Advocating for Patients, Especially Women of Color, Through the Complexities of the Healthcare System

Emelle Holmes-Drammeh

APP Champion: Emelle Holmes-Drammeh, PA, Obstetrics and Gynecology, UW Health 20 S. Park Clinic.

Throughout Emelle’s 14 years in the medical field, she has always had a desire to take care of women.

Her love for medicine started when she was a young girl living in Gary, Indiana. “I was in fifth grade. I wanted to be a doctor. I would read encyclopedias from cover to cover and was fascinated with the human body and how it worked,” she says with a smile.

Emelle’s mother was a nurse and avid volunteer, which is where Emelle says her investigative medical curiosity started. Her path in medicine quickly switched when she learned how daunting and long her education and training would be to get her medical degree. “I wanted to be a mom and start my family as soon as possible. I learned about the physician assistant career and the rest is history, as I would be able to have the best of both worlds.”

After she completed her Bachelor of Science degree in Pre-Medicine and Chemistry at Mount Mary College in Milwaukee, Wisconsin, she earned her Master of Science degree in Physician Assistant Studies at Samuel Merritt University in Oakland, California. Emelle then worked for a few years in colorectal surgery at UW Health in Madison, prior to starting and completing the Mark B. Adams Postgraduate Surgical Residency for PAs at the Medical College of Wisconsin in Milwaukee. She says she loved working in the hospital setting and especially in the operating room.

“I enjoy advocating for all patients through the complexities of the healthcare system. I am a proud advocate for women and especially women of color.”

Emelle is involved in several community health initiatives, including humanitarian work in The Gambia, West Africa, where she does an annual back-to-school drive for different community primary schools in the country. She also works as a member of the Madison-Kanifing Sister City to help bring donated medical supplies and other resources to the country. Emelle is a physician assistant preceptor, leading obstetrics skills labs and she serves on two UW Health diversity, equity and inclusion (DEI) committees, one for PAs and the other for OB-GYN. She is also a parent member of the DEI committee at Prairie View Middle School in Sun Prairie. In 2018, Emelle and previous colleagues started a local not-for-profit called Beat the Blues Cruise that brings awareness to suicide prevention. Recently, she started her training to become a doula through the Harambee Village in Madison. 

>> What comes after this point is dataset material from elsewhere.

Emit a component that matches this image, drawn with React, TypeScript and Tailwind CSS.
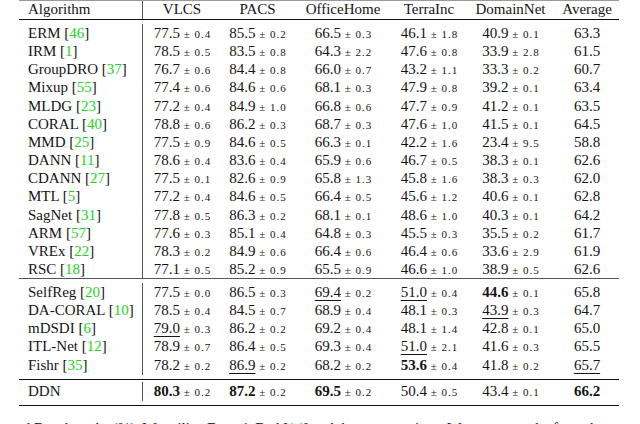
type Cell = [string, string, string?];

type Row = { name: string; cite?: string; cells: Cell[]; avg: [string, string?] };

const group1: Row[] = [
  { name: "ERM", cite: "46", cells: [["77.5", "0.4"], ["85.5", "0.2"], ["66.5", "0.3"], ["46.1", "1.8"], ["40.9", "0.1"]], avg: ["63.3"] },
  { name: "IRM", cite: "1", cells: [["78.5", "0.5"], ["83.5", "0.8"], ["64.3", "2.2"], ["47.6", "0.8"], ["33.9", "2.8"]], avg: ["61.5"] },
  { name: "GroupDRO", cite: "37", cells: [["76.7", "0.6"], ["84.4", "0.8"], ["66.0", "0.7"], ["43.2", "1.1"], ["33.3", "0.2"]], avg: ["60.7"] },
  { name: "Mixup", cite: "55", cells: [["77.4", "0.6"], ["84.6", "0.6"], ["68.1", "0.3"], ["47.9", "0.8"], ["39.2", "0.1"]], avg: ["63.4"] },
  { name: "MLDG", cite: "23", cells: [["77.2", "0.4"], ["84.9", "1.0"], ["66.8", "0.6"], ["47.7", "0.9"], ["41.2", "0.1"]], avg: ["63.5"] },
  { name: "CORAL", cite: "40", cells: [["78.8", "0.6"], ["86.2", "0.3"], ["68.7", "0.3"], ["47.6", "1.0"], ["41.5", "0.1"]], avg: ["64.5"] },
  { name: "MMD", cite: "25", cells: [["77.5", "0.9"], ["84.6", "0.5"], ["66.3", "0.1"], ["42.2", "1.6"], ["23.4", "9.5"]], avg: ["58.8"] },
  { name: "DANN", cite: "11", cells: [["78.6", "0.4"], ["83.6", "0.4"], ["65.9", "0.6"], ["46.7", "0.5"], ["38.3", "0.1"]], avg: ["62.6"] },
  { name: "CDANN", cite: "27", cells: [["77.5", "0.1"], ["82.6", "0.9"], ["65.8", "1.3"], ["45.8", "1.6"], ["38.3", "0.3"]], avg: ["62.0"] },
  { name: "MTL", cite: "5", cells: [["77.2", "0.4"], ["84.6", "0.5"], ["66.4", "0.5"], ["45.6", "1.2"], ["40.6", "0.1"]], avg: ["62.8"] },
  { name: "SagNet", cite: "31", cells: [["77.8", "0.5"], ["86.3", "0.2"], ["68.1", "0.1"], ["48.6", "1.0"], ["40.3", "0.1"]], avg: ["64.2"] },
  { name: "ARM", cite: "57", cells: [["77.6", "0.3"], ["85.1", "0.4"], ["64.8", "0.3"], ["45.5", "0.3"], ["35.5", "0.2"]], avg: ["61.7"] },
  { name: "VREx", cite: "22", cells: [["78.3", "0.2"], ["84.9", "0.6"], ["66.4", "0.6"], ["46.4", "0.6"], ["33.6", "2.9"]], avg: ["61.9"] },
  { name: "RSC", cite: "18", cells: [["77.1", "0.5"], ["85.2", "0.9"], ["65.5", "0.9"], ["46.6", "1.0"], ["38.9", "0.5"]], avg: ["62.6"] },
];

const group2: Row[] = [
  { name: "SelfReg", cite: "20", cells: [["77.5", "0.0"], ["86.5", "0.3"], ["69.4", "0.2", "u"], ["51.0", "0.4", "u"], ["44.6", "0.1", "b"]], avg: ["65.8"] },
  { name: "DA-CORAL", cite: "10", cells: [["78.5", "0.4"], ["84.5", "0.7"], ["68.9", "0.4"], ["48.1", "0.3"], ["43.9", "0.3", "u"]], avg: ["64.7"] },
  { name: "mDSDI", cite: "6", cells: [["79.0", "0.3", "u"], ["86.2", "0.2"], ["69.2", "0.4"], ["48.1", "1.4"], ["42.8", "0.1"]], avg: ["65.0"] },
  { name: "ITL-Net", cite: "12", cells: [["78.9", "0.7"], ["86.4", "0.5"], ["69.3", "0.4"], ["51.0", "2.1", "u"], ["41.6", "0.3"]], avg: ["65.5"] },
  { name: "Fishr", cite: "35", cells: [["78.2", "0.2"], ["86.9", "0.2", "u"], ["68.2", "0.2"], ["53.6", "0.4", "b"], ["41.8", "0.2"]], avg: ["65.7", "u"] },
];

const ours: Row[] = [
  { name: "DDN", cells: [["80.3", "0.2", "b"], ["87.2", "0.2", "b"], ["69.5", "0.2", "b"], ["50.4", "0.5"], ["43.4", "0.1"]], avg: ["66.2", "b"] },
];

const cols = "grid grid-cols-[124px_78px_73px_98px_74px_89px_64px]";

function Main({ v, mark }: { v: string; mark?: string }) {
  if (mark === "b") return <span className="font-bold">{v}</span>;
  if (mark === "u") return <span className="underline decoration-1 underline-offset-[3px]">{v}</span>;
  return <span>{v}</span>;
}

function TableRow({ row }: { row: Row }) {
  return (
    <div className={`${cols} h-[18.2px] leading-[18.2px]`}>
      <div className="pl-[9px] border-r border-[#555] whitespace-nowrap">
        {row.name}
        {row.cite && (
          <>
            {" "}[<span className="text-[#22d322]">{row.cite}</span>]
          </>
        )}
      </div>
      {row.cells.map(([v, sd, mark], i) => (
        <div key={i} className="text-center whitespace-nowrap">
          <Main v={v} mark={mark} />{" "}
          <span className="text-[11px] tracking-[1px] -mr-[1px]">± {sd}</span>
        </div>
      ))}
      <div className="text-center">
        <Main v={row.avg[0]} mark={row.avg[1]} />
      </div>
    </div>
  );
}

export default function App() {
  return (
    <div className="w-[640px] h-[424px] overflow-hidden bg-white text-[15px] text-[#141414] font-['Liberation_Serif',serif]">
      <div className="ml-[19px] w-[600px]">
        <div className="h-px bg-[#9a9a9a]" />
        <div className={`${cols} h-[17.5px] leading-[17.5px]`}>
          <div className="pl-[9px] border-r border-[#555]">Algorithm</div>
          <div className="text-center">VLCS</div>
          <div className="text-center">PACS</div>
          <div className="text-center">OfficeHome</div>
          <div className="text-center">TerraInc</div>
          <div className="text-center">DomainNet</div>
          <div className="text-center">Average</div>
        </div>
        <div className="h-[1.5px] bg-[#111]" />
        <div className="h-[3.8px]" />
        {group1.map((r) => (
          <TableRow key={r.name} row={r} />
        ))}
        <div className="h-[0.8px] bg-[#555]" />
        <div className="h-[3.6px]" />
        {group2.map((r) => (
          <TableRow key={r.name} row={r} />
        ))}
        <div className="h-[4.8px]" />
        <div className="h-[1.5px] bg-[#111]" />
        <div className="h-[1.5px]" />
        {ours.map((r) => (
          <TableRow key={r.name} row={r} />
        ))}
        <div className="h-[4.8px]" />
        <div className="h-[1.5px] bg-[#111]" />
      </div>
      <div className="mt-[13px] -ml-[6px] whitespace-nowrap leading-[18px]">
        ta and Benchmarks (%). We utilize DomainBed [<span className="text-[#22d322]">14</span>] and the same settings. We report results from three runs with standard deviation.
      </div>
    </div>
  );
}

Last year, Emelle wrote a statement of support for H.R.6142 Black Maternal Health Momnibus Act of 2020, which was introduced in the House in March. This act would direct the Department of Health and Human Services to address maternal health outcomes among minority populations. And in 2016, she developed a pain protocol at the hospital where she previously worked, that decreased narcotic use in the postpartum population by 76 percent over three years. This protocol was presented and adopted systemwide. She was also just notified, pending senate confirmation, Gov. Evers has appointed her to the newly formed Physician Assistant Affiliated Credentialing Board.

Emelle is proud of the work UW Health is doing with DEI in dismantling healthcare disparities and racism. “We are doing important work but we need to do more. We all need to take a step back and really check ourselves for those biases that we do not even recognize we have. We have to check them at the door of every patient’s room and give them the same level of care that we would want our own family members to receive.”

“One memory that touches my heart is when I worked in the OB-GYN inpatient unit at a local hospital. There was a patient I was going to see after her second delivery. When I walked into the room, her husband started yelling, “She’s here! She’s here!” It startled me. I didn’t know what he was talking about. The patient came out of the bathroom and when she saw me, she began to cry. She went on to state that when she had her last pregnancy, it resulted in an emergency C-section. She said she remembered me holding her hand and calming her down as she was whisked away to the operating room where I helped deliver her baby. I don’t recall that time, because I aim to treat all of my patients that way. But it makes my heart happy because it reminds me that our actions have great impact on the people we come in contact with.”

Emelle says her patients have taught her that we all have a lot in common in terms of our anatomy and the disease processes we may experience. “Where we differ is in the communities we come from and the life experiences we have had. All these things make us who we are. I’ve learned that when I see a patient who presents with pelvic pain, and all work-up has been negative, I must look at her as more than another young woman with pelvic pain. There is so much more to them than their chief complaint. By tapping into who they are as people, understanding their experiences and treating them holistically, we can actually heal their spirits as well as their ailments.”

When asked to describe the team of professionals she works with at UW Health, she said she is surrounded by very kind providers, nursing staff, medical assistants and schedulers who all work together to make the ship run. “Not one of us can do the job alone. They are dedicated, consistent and caring.”

Emelle lives in Madison with her two daughters, Taylor (12) and Nyima (7), and her husband of 9 years, Lamin.